** BEGIN DATA SEGMENT **

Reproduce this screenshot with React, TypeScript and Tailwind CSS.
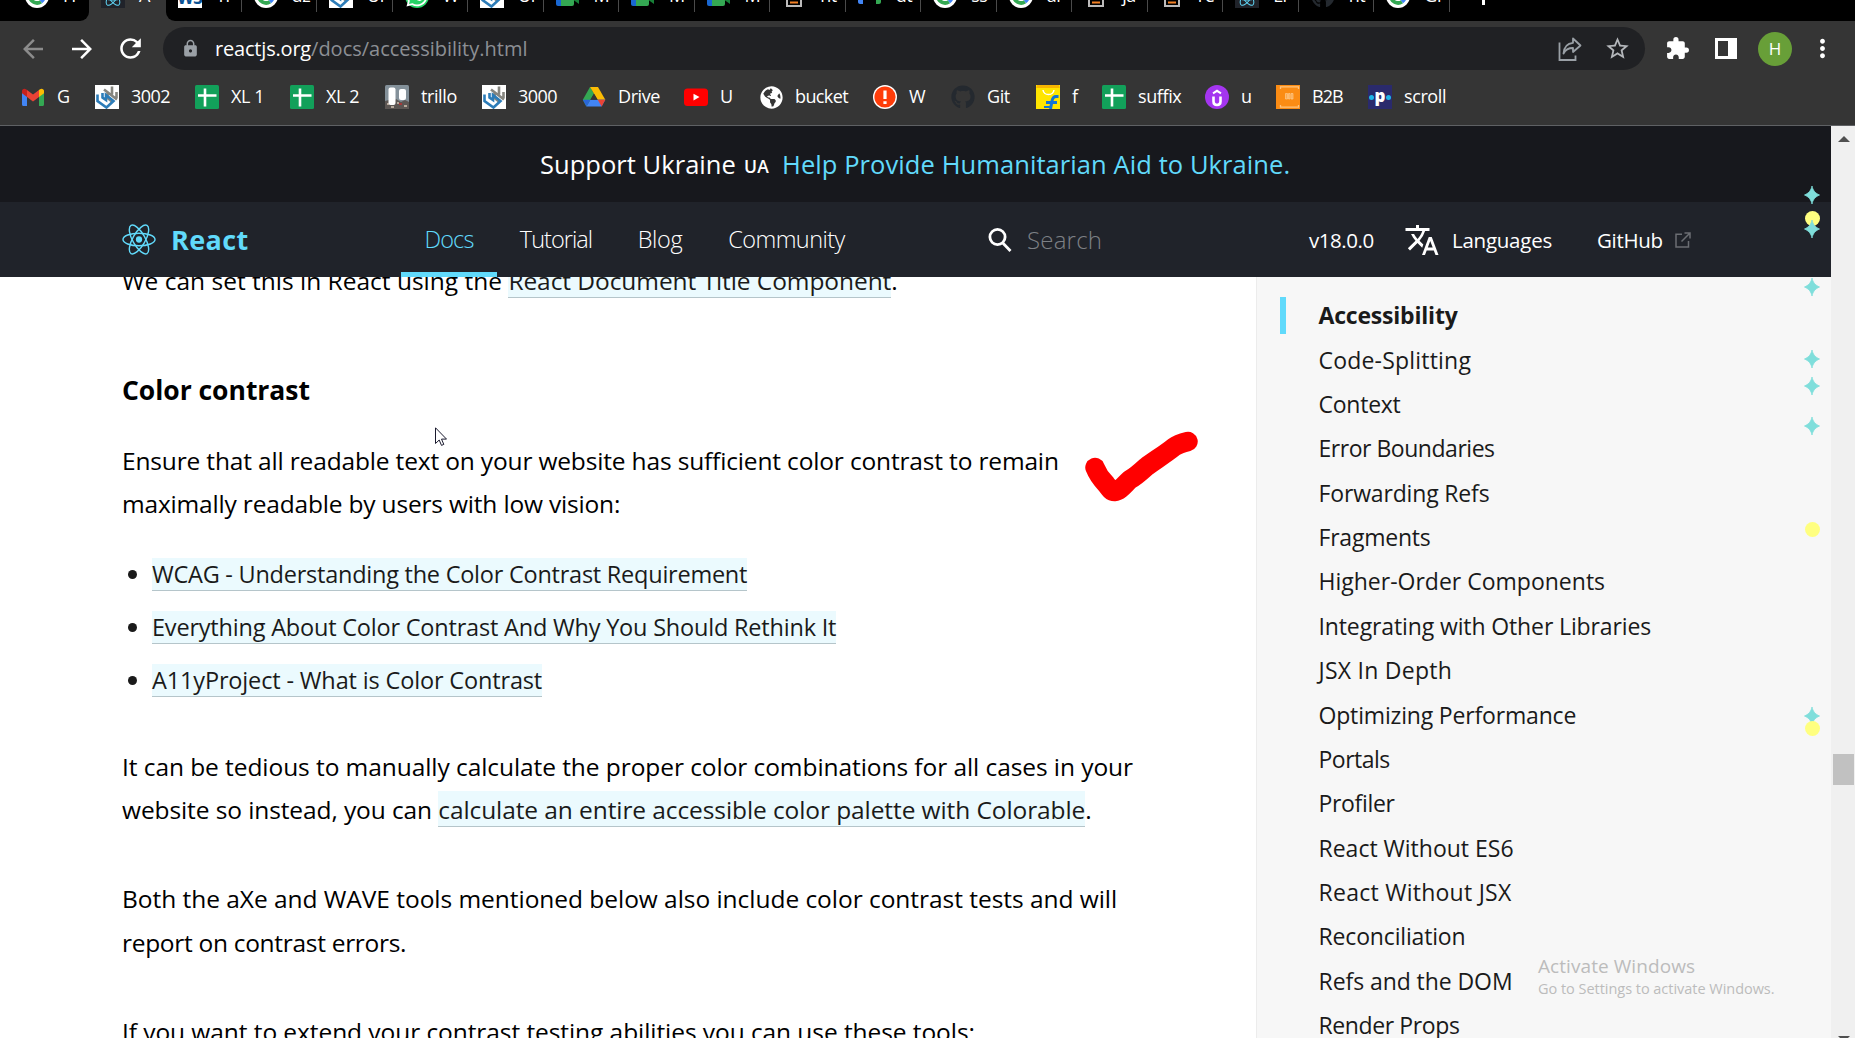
import type { ReactNode } from "react";
import {
  MdArrowBack,
  MdArrowForward,
  MdExtension,
  MdLock,
  MdMoreVert,
  MdRefresh,
  MdStarBorder,
  MdTranslate,
} from "react-icons/md";
import { FaGithub, FaGlobeAmericas, FaWhatsapp } from "react-icons/fa";

/* ---------- icons ---------- */

function ReactLogo({ className }: { className?: string }) {
  return (
    <svg viewBox="-12 -10.8 24 21.6" preserveAspectRatio="none" className={className} fill="none" stroke="#61dafb">
      <circle r="2.2" fill="#61dafb" stroke="none" />
      <ellipse rx="11.3" ry="4.4" strokeWidth="1" />
      <ellipse rx="11.3" ry="4.4" strokeWidth="1" transform="rotate(60)" />
      <ellipse rx="11.3" ry="4.4" strokeWidth="1" transform="rotate(120)" />
    </svg>
  );
}

function GmailIcon() {
  return (
    <svg viewBox="0 0 24 24" className="size-6">
      <path d="M1 7v12.5c0 .8.6 1.5 1.4 1.5H6V10.500z" fill="#4285f4" />
      <path d="M18 10.500V21h3.600c.8 0 1.400-.7 1.400-1.500V7z" fill="#34a853" />
      <path d="M18 5v7l5-3.800V6c0-2-2.300-3-4-1.800z" fill="#fbbc04" />
      <path d="M6 12V5l6 4.500L18 5v7l-6 4.500z" fill="#ea4335" />
      <path d="M1 6v2.200L6 12V5L5 4.200C3.300 3 1 4 1 6z" fill="#c5221f" />
    </svg>
  );
}

function InterlockIcon() {
  return (
    <svg viewBox="0 0 24 24" className="size-6 bg-white" fill="none" strokeWidth="2.600">
      <path d="M9 4.500 22 14.500M17 1.500v8M12.500 7.500v5.500l5 4M21.500 7v6" stroke="#85857f" />
      <path d="M2.500 9.500v6.500l9 6.500 7-6.500-7.500-6V15l-3.500-2.500V8" stroke="#2c7cb8" />
    </svg>
  );
}

function SheetIcon() {
  return (
    <svg viewBox="0 0 24 24" className="size-6">
      <rect width="24" height="24" rx="1.500" fill="#12a05a" />
      <path d="M10 3.500v18M3 10.500h18.500" stroke="#fff" strokeWidth="2.600" />
    </svg>
  );
}

function TrelloIcon() {
  return (
    <svg viewBox="0 0 24 24" className="size-6">
      <rect width="24" height="24" rx="1.500" fill="#84919a" />
      <path d="M0 16l4-1 3 3 4-4 5 3 4-2 4 2v7H0z" fill="#5c5653" />
      <path d="M2 19h2M6 22h3M12 18h2M19 21h3" stroke="#b7a99b" strokeWidth="2" />
      <path d="M14 19h3" stroke="#a33a3a" strokeWidth="2" />
      <rect x="3.500" y="2.500" width="7" height="17.500" rx="2" fill="#fff" />
      <rect x="14" y="4" width="7" height="11" rx="2" fill="#fff" />
    </svg>
  );
}

function DriveIcon() {
  return (
    <svg viewBox="0 0 24 24" className="size-6">
      <path d="M8 2 .8 14.800 4.400 21.500 12 8.600z" fill="#34a853" />
      <path d="M8 2h8l7.300 12.800h-7.600z" fill="#fbbc04" />
      <path d="M8.300 14.800h15L19.600 21.500H4.400z" fill="#4285f4" />
      <path d="M15.700 14.800h7.600L19.600 21.500z" fill="#ea4335" />
      <path d="M.8 14.800h7.500L4.400 21.500z" fill="#2a66d9" />
      <path d="M12 8.800l3.600 6H8.400z" fill="#353535" />
    </svg>
  );
}

function YouTubeIcon() {
  return (
    <svg viewBox="0 0 24 24" className="size-6">
      <rect y="3.500" width="24" height="17.500" rx="3.500" fill="#f00" />
      <path d="M9.500 8.800v6.600l6-3.300z" fill="#fff" />
    </svg>
  );
}

function AlertIcon() {
  return (
    <svg viewBox="0 0 24 24" className="size-6">
      <circle cx="12" cy="12" r="12" fill="#fff" />
      <circle cx="12" cy="12" r="10.600" fill="#ff3d0a" />
      <path d="M12 5.500v8.500M12 16.200v2.800" stroke="#fff" strokeWidth="3.200" />
    </svg>
  );
}

function ShopIcon() {
  return (
    <svg viewBox="0 0 24 24" className="size-6">
      <path d="M0 0h24v24H0z" fill="#ffe500" />
      <path d="M1 0h22l.8 3H.2z" fill="#f7b500" />
      <path d="M7 5c1 6 10 6 11 0" fill="none" stroke="#fff" strokeWidth="1.500" />
      <path d="M22.500 11.500H20c-2.500 0-3.500 2-4 4.500L14.500 24M10 17.500h11" fill="none" stroke="#1273d6" strokeWidth="3" />
      <path d="M8 22h6" stroke="#1273d6" strokeWidth="2" />
    </svg>
  );
}

function PurpleIcon() {
  return (
    <svg viewBox="0 0 24 24" className="size-6">
      <circle cx="12" cy="12" r="12" fill="#a435f0" />
      <path d="M8.500 11.500v5c0 4.600 7 4.600 7 0v-5" fill="none" stroke="#fff" strokeWidth="2.600" />
      <path d="M8 8.300 12 5.800l4 2.500" fill="none" stroke="#fff" strokeWidth="2" />
    </svg>
  );
}

function B2BIcon() {
  return (
    <svg viewBox="0 0 24 24" className="size-6">
      <rect width="24" height="24" fill="#fb8c14" />
      <path d="M4.500 4V1.800h18V4M4.500 20v2.200h18V20" fill="none" stroke="#ffc37d" strokeWidth="1.300" />
      <path d="M9.500 8.500h2v5.500h-2zM12.500 8.500h1.500v5.500h-1.500zM15 8.500h2v5.500h-2z" fill="#fda94e" stroke="#fed3a0" strokeWidth=".6" />
    </svg>
  );
}

function PIcon() {
  return (
    <span className="flex size-6 items-center justify-center gap-px bg-[#2a2a6c] font-bold text-white">
      <i className="size-[5px] rounded-full bg-[#1fb6e8]" />
      <b className="-mt-1 text-[17px] leading-none">p</b>
      <i className="size-[5px] rounded-full bg-[#1fb6e8]" />
    </span>
  );
}

function GoogleIcon() {
  return (
    <svg viewBox="0 0 24 24" className="size-6">
      <circle cx="12" cy="12" r="12" fill="#fff" />
      <path d="M5 12a7 7 0 0 0 11 5.700" fill="none" stroke="#34a853" strokeWidth="3.800" />
      <path d="M16 17.700A7 7 0 0 0 19 12h-7" fill="none" stroke="#4285f4" strokeWidth="3.800" />
    </svg>
  );
}

function MeetIcon() {
  return (
    <svg viewBox="0 0 24 24" className="size-6">
      <path d="M0 12h6v10H2a2 2 0 0 1-2-2z" fill="#1967d2" />
      <path d="M5 14h13v6a2 2 0 0 1-2 2H5z" fill="#34a853" />
      <path d="M16 12l7-3v11l-7-5z" fill="#188038" />
    </svg>
  );
}

function StackIcon() {
  return (
    <svg viewBox="0 0 24 24" className="size-6">
      <path d="M5 13v9h14v-9" fill="none" stroke="#bcbbbb" strokeWidth="2" />
      <path d="M8 18.500h8M8 14.500h8" stroke="#f48024" strokeWidth="2" />
    </svg>
  );
}

function GreenBlueIcon() {
  return (
    <svg viewBox="0 0 24 24" className="size-6">
      <path d="M0 8h5v12H2c-1 0-2-1-2-2z" fill="#4285f4" />
      <path d="M18 8h5v10c0 1-1 2-2 2h-3z" fill="#34a853" />
    </svg>
  );
}

function ReactFavicon() {
  return (
    <span className="flex size-6 items-center bg-[#20232a]">
      <ReactLogo className="h-5 w-6" />
    </span>
  );
}

function WsIcon() {
  return (
    <span className="flex size-6 items-end justify-center overflow-hidden bg-white text-[17px] leading-[20px] font-bold tracking-tight text-[#0b5394]">
      W3
    </span>
  );
}

function ShareIcon() {
  return (
    <svg viewBox="0 0 24 26" className="h-[26px] w-6" fill="none" stroke="#9aa0a6" strokeWidth="1.800">
      <path d="M1.500 6.500v17.500h16v-4.500" />
      <path d="M15 2.500 22.500 9.500 15 16v-4c-4.500 0-7.500 1.500-9.500 5.500C6 11 9.500 7.300 15 6.800z" strokeLinejoin="round" />
    </svg>
  );
}

function SparkMark({ className }: { className: string }) {
  return (
    <svg viewBox="0 0 16 18" className={"absolute left-0 h-[18px] w-4 " + className}>
      <path
        d="M8 0c.8 4 2.800 7 7.500 9-4.700 2-6.700 5-7.500 9-.8-4-2.800-7-7.500-9C5.200 7 7.200 4 8 0z"
        fill="#7fdedb"
        stroke="#7fdedb"
        strokeWidth=".8"
      />
    </svg>
  );
}

function DotMark({ className }: { className: string }) {
  return <span className={"absolute left-px size-[15px] rounded-full bg-[#ffff80] " + className} />;
}

/* ---------- browser chrome ---------- */

type Tab = { icon: ReactNode; title: string };

const github = <FaGithub className="size-6 text-[#24292f]" />;

const tabs: Tab[] = [
  { icon: <WsIcon />, title: "Tr" },
  { icon: <GoogleIcon />, title: "dz" },
  { icon: <InterlockIcon />, title: "Ur" },
  {
    icon: (
      <span className="flex size-6 items-center justify-center rounded-full bg-[#25d366]">
        <FaWhatsapp className="size-6 text-white" />
      </span>
    ),
    title: "W",
  },
  { icon: <InterlockIcon />, title: "Ur" },
  { icon: <MeetIcon />, title: "M" },
  { icon: <MeetIcon />, title: "M" },
  { icon: <MeetIcon />, title: "M" },
  { icon: <StackIcon />, title: "ht" },
  { icon: <GreenBlueIcon />, title: "dt" },
  { icon: <GoogleIcon />, title: "ss" },
  { icon: <GoogleIcon />, title: "ar" },
  { icon: <StackIcon />, title: "ja" },
  { icon: <StackIcon />, title: "re" },
  { icon: <ReactFavicon />, title: "LI" },
  { icon: github, title: "ht" },
  { icon: <GoogleIcon />, title: "Gr" },
];

function TabCell({ icon, title, divider }: Tab & { divider?: boolean }) {
  return (
    <div className={"flex h-3 w-[75.530px] shrink-0 items-end border-r " + (divider ? "border-[#4a4a4a]" : "border-transparent")}>
      <div className="mb-1 flex h-6 items-center gap-3.5 pl-3">
        <span className="shrink-0">{icon}</span>
        <span className="-mt-0.5 text-[18px] leading-6 tracking-[-0.4px]">{title}</span>
      </div>
    </div>
  );
}

function TabStrip() {
  return (
    <div className="flex h-[21px] shrink-0 overflow-hidden bg-[#353535] text-white">
      <div className="w-[89px] rounded-br-[9px] bg-black pl-[13px]">
        <TabCell icon={<GoogleIcon />} title="H" />
      </div>
      <div className="w-[77px]">
        <TabCell icon={<ReactFavicon />} title="A" />
      </div>
      <div className="flex flex-1 rounded-bl-[9px] bg-black">
        {tabs.map((t, i) => (
          <TabCell key={i} {...t} divider />
        ))}
        <div className="ml-[32px] h-[5px] w-[3px] bg-white" />
      </div>
    </div>
  );
}

function Toolbar() {
  return (
    <div className="flex h-[55px] shrink-0 items-center bg-[#353535] text-white">
      <MdArrowBack className="ml-[18px] size-[30px] text-[#8c8c8c]" />
      <MdArrowForward className="ml-[19px] size-[30px]" />
      <MdRefresh className="ml-[18px] size-[31px]" />
      <div className="ml-[17px] flex h-[43px] w-[1482px] items-center rounded-full bg-[#202124] pl-[18px]">
        <MdLock className="size-[19px] text-[#9aa0a6]" />
        <p className="ml-[15px] flex-1 text-[20px]">
          <span className="tracking-[-0.190px]">reactjs.org</span>
          <span className="text-[#8c8f94]">/docs/accessibility.html</span>
        </p>
        <ShareIcon />
        <MdStarBorder className="mr-[14px] ml-[22px] size-[27px] text-[#b4b7bb]" />
      </div>
      <MdExtension className="ml-[20px] size-[25px]" />
      <span className="ml-[25px] h-[21px] w-[22px] border-[3px] border-r-[9px] border-white" />
      <span className="ml-[21px] flex size-[34px] items-center justify-center rounded-full bg-[#689f38] text-[17px]">H</span>
      <MdMoreVert className="ml-[16px] size-[29px]" />
    </div>
  );
}

const bookmarks: { icon: ReactNode; label: string; box: string; text?: string }[] = [
  { icon: <GmailIcon />, label: "G", box: "w-[74px]" },
  { icon: <InterlockIcon />, label: "3002", box: "w-[100px]", text: "tracking-[-0.54px]" },
  { icon: <SheetIcon />, label: "XL 1", box: "w-[95px]" },
  { icon: <SheetIcon />, label: "XL 2", box: "w-[95px]" },
  { icon: <TrelloIcon />, label: "trillo", box: "w-[97px]" },
  { icon: <InterlockIcon />, label: "3000", box: "w-[100px]", text: "tracking-[-0.54px]" },
  { icon: <DriveIcon />, label: "Drive", box: "w-[102px]" },
  { icon: <YouTubeIcon />, label: "U", box: "w-[75px]" },
  { icon: <FaGlobeAmericas className="size-[23px] text-white" />, label: "bucket", box: "w-[114px]", text: "tracking-[-0.6px]" },
  { icon: <AlertIcon />, label: "W", box: "w-[78px]" },
  { icon: github, label: "Git", box: "w-[85px]" },
  { icon: <ShopIcon />, label: "f", box: "w-[66px]" },
  { icon: <SheetIcon />, label: "suffix", box: "w-[103px]" },
  { icon: <PurpleIcon />, label: "u", box: "w-[71px]" },
  { icon: <B2BIcon />, label: "B2B", box: "w-[92px]", text: "tracking-[-0.9px]" },
  { icon: <PIcon />, label: "scroll", box: "w-[110px]" },
];

function BookmarkBar() {
  return (
    <div className="flex h-[50px] shrink-0 border-b border-[#5f6164] bg-[#353535] pl-[21px] text-[18px] text-white">
      {bookmarks.map((b, i) => (
        <div key={i} className={"flex h-[42px] shrink-0 items-center gap-3 " + b.box}>
          <span className="flex w-6 shrink-0 justify-center">{b.icon}</span>
          <span className={"-mt-px whitespace-nowrap " + (b.text ?? "tracking-[-0.4px]")}>{b.label}</span>
        </div>
      ))}
    </div>
  );
}

/* ---------- page ---------- */

function Banner() {
  return (
    <div className="flex h-[76px] shrink-0 items-center bg-[#17181d] pl-[540px] text-[25.5px] whitespace-nowrap text-white">
      <span className="w-[196px] tracking-[0.04px]">Support Ukraine</span>
      <span className="mt-1 ml-[8px] w-[38px] text-[17.5px] font-semibold tracking-[0.2px]">UA</span>
      <span className="tracking-[0.08px] text-[#61dafb]">Help Provide Humanitarian Aid to Ukraine.</span>
    </div>
  );
}

const navLinks = [
  { label: "Docs", style: "w-[96px] tracking-[-0.9px] text-[#61dafb]", active: true },
  { label: "Tutorial", style: "w-[118px] tracking-[-0.95px]" },
  { label: "Blog", style: "w-[90px] tracking-[-0.4px]" },
  { label: "Community", style: "w-[163px] tracking-[-0.55px]" },
];

function NavBar() {
  return (
    <div className="flex h-[75px] shrink-0 items-center bg-[#20232a] pl-[122px] text-white">
      <ReactLogo className="h-[31px] w-[34px]" />
      <span className="mt-0.5 ml-[15px] w-[230px] text-[27px] font-bold tracking-[0.4px] text-[#61dafb]">React</span>
      {navLinks.map((l) => (
        <a key={l.label} className={"relative flex h-full items-center justify-center pt-px text-[23.500px] font-light " + l.style}>
          {l.label}
          {l.active && <span className="absolute inset-x-0 bottom-0 h-[5px] bg-[#61dafb]" />}
        </a>
      ))}
      <svg viewBox="0 0 24 24" className="ml-[120px] size-6" fill="none" stroke="#fff" strokeWidth="2.800">
        <circle cx="9.500" cy="9" r="7.600" />
        <path d="M14.800 15 22.500 23" />
      </svg>
      <span className="ml-[15px] w-[282px] text-[24px] font-light tracking-[0.2px] text-[#7d8085]">Search</span>
      <span className="mt-0.5 w-[95px] text-[20.500px] tracking-[-0.450px]">v18.0.0</span>
      <MdTranslate className="size-[36px]" />
      <span className="mt-0.5 ml-[12px] w-[145px] text-[20.500px] tracking-[-0.250px]">Languages</span>
      <span className="mt-0.5 w-[78px] text-[20.500px] tracking-[-0.3px]">GitHub</span>
      <svg viewBox="0 0 16 16" className="size-4" fill="none" stroke="#6b6e73" strokeWidth="1.500">
        <path d="M7 2.200H1V15h12.500V9M9.500 1H15v5.500M15 1 6.500 9.500" />
      </svg>
    </div>
  );
}

function Link({ children, className = "" }: { children: ReactNode; className?: string }) {
  return <a className={"border-b border-[#b5c5ca] bg-[#ebfafe] text-[#1a1a1a] " + className}>{children}</a>;
}

function Paragraph({ children, className }: { children: ReactNode; className: string }) {
  return <p className={"text-[24.500px] whitespace-nowrap text-black " + className}>{children}</p>;
}

const resources = [
  { label: "WCAG - Understanding the Color Contrast Requirement", style: "tracking-[-0.240px]" },
  { label: "Everything About Color Contrast And Why You Should Rethink It", style: "tracking-[-0.2px]" },
  { label: "A11yProject - What is Color Contrast", style: "tracking-[-0.150px]" },
];

function Article() {
  return (
    <article className="relative w-[1256px] shrink-0 overflow-hidden bg-white pl-[122px]">
      <Paragraph className="mt-[-18px] leading-[43px]">
        We can set this in React using the{" "}
        <Link className="tracking-[-0.070px]">React Document Title Component</Link>.
      </Paragraph>
      <h3 className="mt-[68px] text-[26.500px] leading-10 font-bold tracking-[-0.03px] text-black">Color contrast</h3>
      <Paragraph className="mt-[29px] leading-[43px]">
        <span className="block tracking-[-0.160px]">
          Ensure that all readable text on your website has sufficient color contrast to remain
        </span>
        <span className="block tracking-[-0.180px]">maximally readable by users with low vision:</span>
      </Paragraph>
      <ul className="mt-[23px]">
        {resources.map((r) => (
          <li key={r.label} className="flex h-[53px] items-center text-[23.500px] whitespace-nowrap">
            <span className="mr-[15px] ml-[6px] size-[9px] rounded-full bg-[#1a1a1a]" />
            <span>
              <Link className={r.style}>{r.label}</Link>
            </span>
          </li>
        ))}
      </ul>
      <Paragraph className="mt-[38px] leading-[43px]">
        <span className="block tracking-[-0.070px]">
          It can be tedious to manually calculate the proper color combinations for all cases in your
        </span>
        <span className="block tracking-[-0.1px]">
          website so instead, you can{" "}
          <Link className="pt-0.5 tracking-[-0.090px]">calculate an entire accessible color palette with Colorable</Link>.
        </span>
      </Paragraph>
      <Paragraph className="mt-[46px] leading-[44px]">
        <span className="block tracking-[-0.040px]">
          Both the aXe and WAVE tools mentioned below also include color contrast tests and will
        </span>
        <span className="block tracking-[-0.3px]">report on contrast errors.</span>
      </Paragraph>
      <Paragraph className="mt-[45px] leading-[43px] tracking-[-0.070px]">
        If you want to extend your contrast testing abilities you can use these tools:
      </Paragraph>

      {/* hand-drawn tick beside the first paragraph */}
      <svg viewBox="0 0 120 80" className="absolute top-[154px] left-[1082px] h-20 w-[120px]">
        <path
          d="M13 36.500C16 44 20 49 24 53c3 4 5 7.500 8.500 7.500C38 60 43 53 48 48.500c5-2.500 10-7 16-12.500 8-6 20-13.500 28-20 4-3 8-4 14-5.500"
          fill="none"
          stroke="#f00"
          strokeWidth="19.500"
          strokeLinecap="round"
          strokeLinejoin="round"
        />
      </svg>
      {/* pointer */}
      <svg viewBox="0 0 12 19" className="absolute top-[150px] left-[435px] h-[19px] w-3">
        <path d="M.5.8v15.700l3.700-3.500 2.300 5.400 2.300-1-2.300-5.300h5z" fill="#fff" stroke="#1a1a2e" strokeWidth="1" />
      </svg>
    </article>
  );
}

const sections = [
  { label: "Accessibility", style: "font-bold tracking-[-0.2px]", active: true },
  { label: "Code-Splitting", style: "tracking-[0.2px]" },
  { label: "Context", style: "tracking-[-0.250px]" },
  { label: "Error Boundaries", style: "tracking-[-0.470px]" },
  { label: "Forwarding Refs", style: "tracking-[-0.160px]" },
  { label: "Fragments", style: "tracking-[-0.220px]" },
  { label: "Higher-Order Components", style: "" },
  { label: "Integrating with Other Libraries", style: "tracking-[-0.120px]" },
  { label: "JSX In Depth", style: "tracking-[0.260px]" },
  { label: "Optimizing Performance", style: "tracking-[-0.170px]" },
  { label: "Portals", style: "tracking-[-0.5px]" },
  { label: "Profiler", style: "tracking-[-0.340px]" },
  { label: "React Without ES6", style: "" },
  { label: "React Without JSX", style: "tracking-[0.260px]" },
  { label: "Reconciliation", style: "tracking-[-0.160px]" },
  { label: "Refs and the DOM", style: "tracking-[-0.070px]" },
  { label: "Render Props", style: "tracking-[-0.390px]" },
];

function Sidebar() {
  return (
    <aside className="relative min-w-0 flex-1 overflow-hidden border-l border-[#ececec] bg-[#f7f7f7] pt-4">
      {sections.map((s) => (
        <div key={s.label} className="flex h-[44.375px] items-center pl-[23px] text-[23px] text-[#1a1a1a]">
          <span className={"mr-[32.5px] h-[37px] w-[6px] " + (s.active ? "bg-[#61dafb]" : "")} />
          <span className={"mt-[0.5px] whitespace-nowrap " + s.style}>{s.label}</span>
        </div>
      ))}
      <div className="absolute top-[676px] left-[281px] whitespace-nowrap text-[#bcbcbc]">
        <p className="text-[19px] leading-[26px] tracking-[0.070px]">Activate Windows</p>
        <p className="text-[14.500px] leading-[19px] tracking-[-0.030px]">Go to Settings to activate Windows.</p>
      </div>
    </aside>
  );
}

function ScrollBar() {
  return (
    <div className="relative w-6 shrink-0 bg-[#f0f0f0]">
      <span className="absolute top-[10px] left-[7px] border-x-[6px] border-b-[6px] border-x-transparent border-b-[#505050]" />
      <span className="absolute top-[628px] left-[2px] h-[31px] w-[21px] bg-[#c1c1c1]" />
      <span className="absolute top-[910px] left-[7px] border-x-[6px] border-t-[6px] border-x-transparent border-t-[#505050]" />
    </div>
  );
}

export default function App() {
  return (
    <div className="flex h-[1038px] w-full flex-col overflow-hidden bg-white font-['Open_Sans','Noto_Sans',sans-serif]">
      <TabStrip />
      <Toolbar />
      <BookmarkBar />
      <div className="flex min-h-0 flex-1 overflow-hidden">
        <div className="relative flex min-w-0 flex-1 flex-col">
          <Banner />
          <NavBar />
          <main className="flex min-h-0 flex-1 overflow-hidden">
            <Article />
            <Sidebar />
          </main>
          {/* page markers along the right edge */}
          <div className="absolute inset-y-0 right-[11px] w-4">
            <SparkMark className="top-[60px]" />
            <DotMark className="top-[85px]" />
            <SparkMark className="top-[94px]" />
            <SparkMark className="top-[152px]" />
            <SparkMark className="top-[224px]" />
            <SparkMark className="top-[251px]" />
            <SparkMark className="top-[291px]" />
            <DotMark className="top-[396px]" />
            <SparkMark className="top-[581px]" />
            <DotMark className="top-[595px]" />
          </div>
        </div>
        <ScrollBar />
      </div>
    </div>
  );
}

** END DATA SEGMENT **

◆ REQUEST:
Pull out and copy each line containing the string "this".

◆ FULL SOLUTION:
Reproduce this screenshot with React, TypeScript and Tailwind CSS.
        We can set this in React using the{" "}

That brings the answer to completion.